Nevertheless, on the day of shooting itself, my stomach was filled with butterflies as they filled my actorly jockstrap with the magic dust necessary for time-travel. Obviously, I can’t spoil too much of the story for all you fans out there or else it’ll appear in next week’s TV Guide, but suffice to say that both the dude that plays Sylar and myself were nervous about the prospect of our first scene together being set a year in the future where we’d fight with lightsabers made out of our emotions, just like Psylocke’s focused-totality-of-her-psychic-powers, while Walter Koenig looked on, laughing maniacally and screaming that “the vussians invented superpowered pouty fighting” over and over again. As we geared ourselves up for the jaunt ahead, I then realized the potential that my actorly career offered me: I could use this General Electric-sponsored trip twelve months into the future to learn all about what lay ahead for us all!
For a second, I thought about just what this meant. I mean, sure, I could see who wins the 2008 Elections and come back and tell you all, allowing each and every one of you to go and bet on not only the outcome but also the exact results and the name of the TV anchor that announced the news first (Brian Williams, by the way), but exactly what good would that do any of you, aside from all of the money you’d potentially win and the state of mind that you may have about voting knowing that your guy was either definitely going to win or not (I’m using “guy” in its gender neutral form, of course; I don’t want to let on that Hilary gets the Dem Nom just yet)? Not one iota. Let me tell you; I’ve got fame and fortune, and I still put my pants on one leg at a time every morning. Admittedly, I do so with the assistance of twelve scantily-clad models, and they are very, very expensive pants that were created just for me to best show off my buttocks from whatever angle viewed, but it’s the thought that counts.
Then I thought about the fact that it’s the end of 2007 already, a time filled with both nostalgia for time gone past – Ah, 2006, you were so good to us! – and fear and dread over what lies ahead. Wouldn’t it be my duty, I thought, to alleviate some of that fear, drape a curtain of certainty over some of the dread? Perhaps not my duty as an actor, nor even my duty as the guy who snarks about comics for Comix Experience or online, but certainly my duty as a human being. Wouldn’t we all feel better knowing just one small piece of tomorrow in our hearts as we faced the new day (I’m being metaphorical, of course; the “new day” I’m talking about is really 365 days – I’m really talking about the year 2008. I don’t know if you got that yet or not. But I also want to take this opportunity to thank each and every one of you who bought “One Small Piece of Tomorrow,” my debut single on Clive Davis’ J Records label, as produced by Timbaland and Justin Timberlake. I hope all of you caught my appearance on TRL last month)?

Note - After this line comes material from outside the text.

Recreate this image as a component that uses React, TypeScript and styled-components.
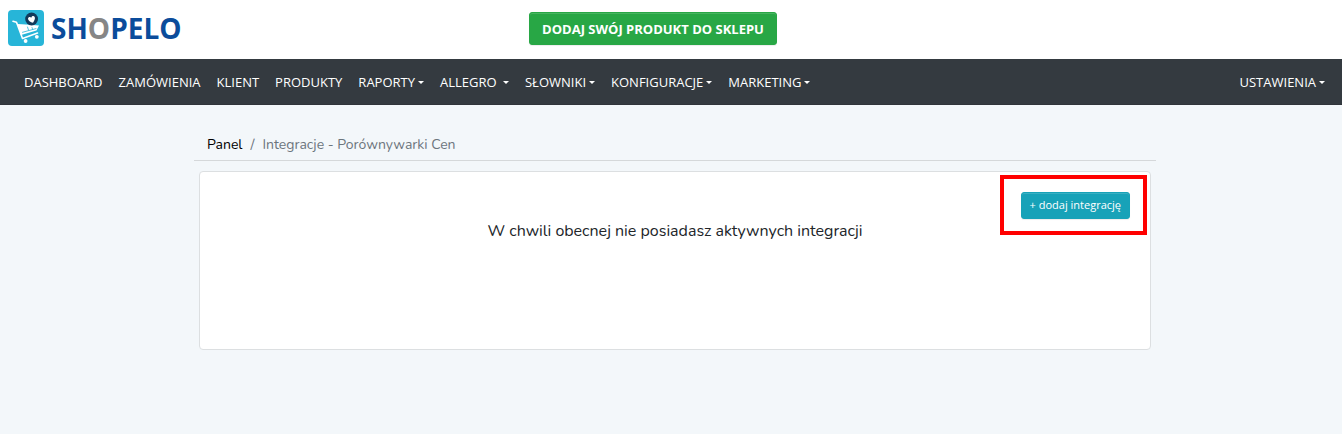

And so, in between takes, both Sylardude and myself ran away from our apocalyptic faux-New York set and into the year Two Thousand And Eight to find some small shard of futurmation to pass on to you. Koenig wanted to come with us, but his legs have given out on him these days, and so he just sat down and wept as he considered William Shatner’s career. And, oh, how we ran through the streets of Future Hollywood, gazing into store windows – Next year’s fashion tip: It’s all about the crimpelene, but with a 1970s suede finish – and beating up the old and infirm demanding to know what’s the buzz, tell me what’s the happenin’ (This just in: Old people cry easily). Eventually, we found two discarded first generation iPhones on the side of the road and used them to get onto the internet of tomorrow, going to Newsarama.com to find out just what we’d all be reading twelve months from now…
…and it was still fucking Brian Bendis going on about the Skrulls and how it was so shocking and exciting that he was making the Skrulls go undercover in the Marvel Universe and pretend to be Black Bolt. Apparently, there was some kind of delay in finishing the art for something, and so the whole thing had been pushed back until mid-2009, but there was going to be another special issue of New Avengers where Spider-Man made a joke and Luke Cage snarked back at him, but, really. I almost threw the iPhone into the road in horror, but the chewed up gum on the back of it stuck to my fingers.
It was then that Milo Ventimiglia, little Mister Sunshine, tapped me on the shoulder. “Hey,” he said, in that annoying mumble of his while he stared at me with those big eyes that freak me out each and everytime I see him. “Now do you get what I was saying about the future really just being like now, only not happened yet? It’s not like anything new is really going to happen in the next year that’s going to change everything you know about comics or anything.”
I stared at him in numb disbelief for a full three seconds – I timed myself to make sure it was completely effective, doing the whole “One Mississippi, Two Mississippi” thing in my head – before smashing the iPhone into his angst-ridden little head and running away. What made him so down about the future? Just because he’d been there first didn’t mean he knew everything about what 2008 had to offer. A new year was something to be celebrated for all the potential it has, even if some things never change, I thought to myself. Who cares if Brian Bendis was still going to be king of the hill and cock of the walk? I saw the headlines down below about Sufjan Stevens and Chris Ware resurrecting The Golem for Marvel’s MAX line and the Watchmen being revealed as the bad guys of DC’s Final Crisis just to piss Alan Moore off one more time.
2008 is going to be the year where anything could happen. Happy Holidays, all.